Willis, on the other hand, doesn't do any "time twisting" (since the machine doesn't exist in the dark ages, you can't decide to go sometime else without first returning to 2060 Oxford.)


message 20: by [deleted user] (new)

Is the fact that "gods" and "guards" are semi-homophones intentional?

As an observation, Loki may be the most methodical character in fantasy. Despite his "loose cannon" reputation in the Tower, when he decides to do something off the reservation, he certainly spends a lot of time collecting information, studying data and technology, setting up continuations and alternatives.

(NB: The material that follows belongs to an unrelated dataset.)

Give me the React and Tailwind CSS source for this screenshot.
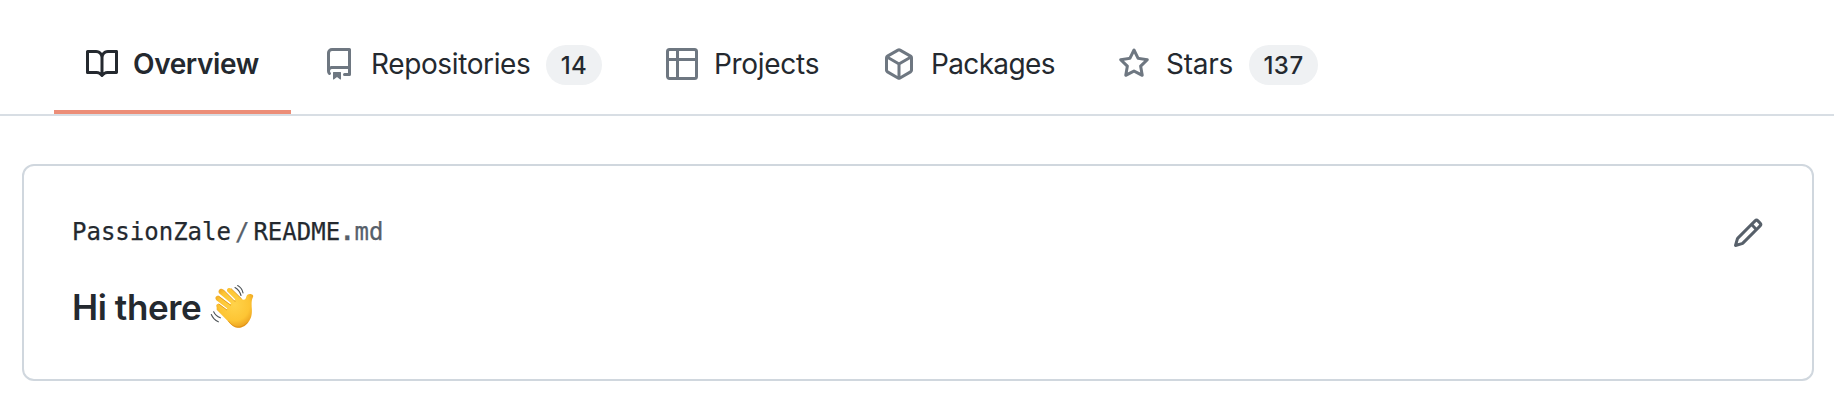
const paths = {
  book: "M0 1.75A.75.75 0 01.75 1h4.253c1.227 0 2.317.59 3 1.501A3.744 3.744 0 0111.006 1h4.245a.75.75 0 01.75.75v10.5a.75.75 0 01-.75.75h-4.507a2.25 2.25 0 00-1.591.659l-.622.621a.75.75 0 01-1.06 0l-.622-.621A2.25 2.25 0 005.258 13H.75a.75.75 0 01-.75-.75V1.75zm8.755 3a2.25 2.25 0 012.25-2.25H14.5v9h-3.757c-.71 0-1.4.201-1.992.572l.004-7.322zm-1.504 7.324l.004-5.073-.002-2.253A2.25 2.25 0 005.003 2.5H1.5v9h3.757a3.75 3.75 0 011.994.574z",
  repo: "M2 2.5A2.5 2.5 0 014.5 0h8.75a.75.75 0 01.75.75v12.5a.75.75 0 01-.75.75h-2.5a.75.75 0 110-1.5h1.75v-2h-8a1 1 0 00-.714 1.7.75.75 0 01-1.072 1.05A2.495 2.495 0 012 11.5v-9zm10.5-1V9h-8c-.356 0-.694.074-1 .208V2.5a1 1 0 011-1h8zM5 12.25v3.25a.25.25 0 00.4.2l1.45-1.087a.25.25 0 01.3 0L8.6 15.7a.25.25 0 00.4-.2v-3.25a.25.25 0 00-.25-.25h-3.5a.25.25 0 00-.25.25z",
  table: "M1.75 0A1.75 1.75 0 000 1.75v12.5C0 15.216.784 16 1.75 16h12.5A1.75 1.75 0 0016 14.25V1.75A1.75 1.75 0 0014.25 0H1.75zM1.5 1.75a.25.25 0 01.25-.25H5V5H1.5V1.75zM5 6.5H1.5v7.75c0 .138.112.25.25.25H5v-8zm1.5 8v-8h8v7.75a.25.25 0 01-.25.25H6.5zm8-9.5h-8V1.5h7.75a.25.25 0 01.25.25V5z",
  pkg: "M8.878.392a1.75 1.75 0 00-1.756 0l-5.25 3.045A1.75 1.75 0 001 4.951v6.098c0 .624.332 1.2.872 1.514l5.25 3.045a1.75 1.75 0 001.756 0l5.25-3.045c.54-.313.872-.89.872-1.514V4.951c0-.624-.332-1.2-.872-1.514L8.878.392zM7.875 1.69a.25.25 0 01.25 0l4.63 2.685L8 7.133 3.245 4.375l4.63-2.685zM2.5 5.677v5.372c0 .09.047.171.125.216l4.625 2.683V8.432L2.5 5.677zm6.25 8.271l4.625-2.683a.25.25 0 00.125-.216V5.677L8.75 8.432v5.516z",
  star: "M8 .25a.75.75 0 01.673.418l1.882 3.815 4.21.612a.75.75 0 01.416 1.279l-3.046 2.97.719 4.192a.75.75 0 01-1.088.791L8 12.347l-3.766 1.98a.75.75 0 01-1.088-.79l.72-4.194L.818 6.374a.75.75 0 01.416-1.28l4.21-.611L7.327.668A.75.75 0 018 .25zm0 2.445L6.615 5.5a.75.75 0 01-.564.41l-3.097.45 2.24 2.184a.75.75 0 01.216.664l-.528 3.084 2.769-1.456a.75.75 0 01.698 0l2.77 1.456-.53-3.084a.75.75 0 01.216-.664l2.24-2.183-3.096-.45a.75.75 0 01-.564-.41L8 2.694z",
  pencil: "M11.013 1.427a1.75 1.75 0 012.474 0l1.086 1.086a1.75 1.75 0 010 2.474l-8.61 8.61c-.21.21-.47.364-.756.445l-3.251.93a.75.75 0 01-.927-.928l.929-3.25a1.75 1.75 0 01.445-.758l8.61-8.61zm1.414 1.06a.25.25 0 00-.354 0L10.811 3.75l1.439 1.44 1.263-1.263a.25.25 0 000-.354l-1.086-1.086zM11.189 6.25L9.75 4.81l-6.286 6.287a.25.25 0 00-.064.108l-.558 1.953 1.953-.558a.249.249 0 00.108-.064l6.286-6.286z",
};

function Icon({ name, className }) {
  return (
    <svg viewBox="0 0 16 16" fill="currentColor" fillRule="evenodd" aria-hidden="true" className={`size-8 shrink-0 ${className}`}>
      <path d={paths[name]} />
    </svg>
  );
}

const tabs = [
  { label: "Overview", icon: "book", active: true, width: "w-[237px]", text: "w-[127px] tracking-[-0.38px]" },
  { label: "Repositories", icon: "repo", count: 14, width: "w-[343px]", text: "w-[161px] tracking-[-0.38px]", pill: "w-14" },
  { label: "Projects", icon: "table", width: "w-[217px]", text: "w-[106px] tracking-[-0.3px]" },
  { label: "Packages", icon: "pkg", width: "w-[235px]", text: "w-[124px] tracking-[-0.65px]" },
  { label: "Stars", icon: "star", count: 137, width: "w-[264px]", text: "w-[69px] tracking-[-0.25px]", pill: "w-[69px]" },
];

function Tab({ tab }) {
  return (
    <a
      className={`flex h-full shrink-0 items-start border-b-4 pt-12 pl-8 ${tab.width} ${
        tab.active ? "border-[#ec8e78] font-semibold" : "border-transparent"
      }`}
    >
      <Icon name={tab.icon} className={tab.active ? "text-[#24292f]" : "text-[#6e7781]"} />
      <span className={`shrink-0 text-[28px] leading-8 whitespace-nowrap ${tab.active ? "ml-[15px]" : "ml-4"} ${tab.text}`}>
        {tab.label}
      </span>
      {tab.count && (
        <span
          className={`-mt-[3px] ml-3.5 flex h-10 shrink-0 items-center justify-center rounded-full bg-[#eff1f3] text-2xl leading-10 font-medium tracking-[0.5px] ${tab.pill}`}
        >
          <span className="pt-px">{tab.count}</span>
        </span>
      )}
    </a>
  );
}

function WavingHand() {
  return (
    <svg viewBox="30 24 132 134" role="img" aria-label="waving hand" className="h-[45px] w-11">
      <defs>
        <radialGradient id="skin" cx="0.5" cy="0.42" r="0.62">
          <stop offset="0" stopColor="#ffd34a" />
          <stop offset="0.65" stopColor="#fdc534" />
          <stop offset="1" stopColor="#e89a1c" />
        </radialGradient>
      </defs>
      <path
        fill="url(#skin)"
        d="M50 93C46 86 53 81 59 84L79 99L82 97L49 72C42 65 50 56 58 60L90 84L93 81L57 51C52 43 62 34 69 40L102 73L106 70L82 46C78 38 87 32 93 37L124 67C130 73 136 72 138 65C140 55 145 53 154 54C160 55 161 60 158 65C154 74 155 80 155 92C157 111 155 123 148 134C138 150 125 156 113 155C102 154 93 146 84 135L50 101Z"
      />
      <g fill="none" stroke="#dd8d13" strokeWidth="2.2" strokeLinecap="round">
        <path d="M57 84L80 101" />
        <path d="M57 61L92 87" />
        <path d="M70 41L105 76" />
        <path d="M94 38L124 67" />
        <path d="M86 136C101 156 121 160 142 140" />
      </g>
      <g fill="none" stroke="#50565a" strokeWidth="3.4" strokeLinecap="round">
        <path d="M105 34Q119 42 123 58" />
        <path d="M113 28Q126 35 129 50" />
        <path d="M41 107Q47 120 61 125" />
        <path d="M34 115Q40 130 55 137" />
      </g>
    </svg>
  );
}

export default function App() {
  return (
    <div className="h-[400px] w-full overflow-hidden bg-white font-['Inter',sans-serif] text-[#24292f]">
      <nav className="flex h-[116px] items-start border-b-2 border-[#d8dee4] pl-[54px]">
        {tabs.map((tab) => (
          <Tab key={tab.label} tab={tab} />
        ))}
      </nav>
      <main className="pt-12 pr-5 pl-[22px]">
        <section className="h-[217px] rounded-xl border-2 border-[#d0d7de] px-12 pt-[50px]">
          <div className="flex items-start justify-between">
            <div className="flex font-['DejaVu_Sans_Mono',monospace] text-2xl leading-8 [-webkit-text-stroke:0.25px_currentColor]">
              <span>PassionZale</span>
              <span className="mx-1 text-[#57606a]">/</span>
              <span>README</span>
              <span className="text-[#57606a]">
                <b>.</b>md
              </span>
            </div>
            <Icon name="pencil" className="mt-px text-[#57606a]" />
          </div>
          <h1 className="mt-[35px] flex items-start text-[35px] leading-[47px] font-semibold tracking-[-0.4px]">
            <span className="w-[138px] shrink-0 whitespace-nowrap">Hi there</span>
            <WavingHand />
          </h1>
        </section>
      </main>
    </div>
  );
}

message 21: by [deleted user] (new)

"Dr. Odd-Affection, clan practice"

cute.


message 22: by [deleted user] (new)

Nadia wrote: "When you do read, let me know if you share my impression of there being hardly any thread between chapters. It feels as if each were part of an independently published piece."

There is definitely that feeling to the novel. There are a series of independent "adventures" Loki experiences with the Guards. They are separated by quite some time, sometimes decades, which Modesitt glosses over with a sentence or so, meaning we don't really feel the passage all at time. (Of course, when you're immortal, what's a decade or two?)

I think each of these adeventures is meant to show how Loki's opinion of the Guard develop. E.g., in Sinopol, he learns how the Guard obtains technology. The rescue mission to Anemone (blue swirls) shows Loki discovering new power as well as establishing that he's on the "intervene less" theory of time meddling, since he recommends sparing the inhabitants despite the fact they have some ability to see in paratime. Destroying the Sharks not only hones his power but shows his willingness to destroy when he thinks it's necessary. And his survey mission to the peaceful Gurlenians seems to seal his anger at the Tower for destroying anything that even might be a challenge to Query.

(I'm not sure what his assignment to Personnel was about, though.)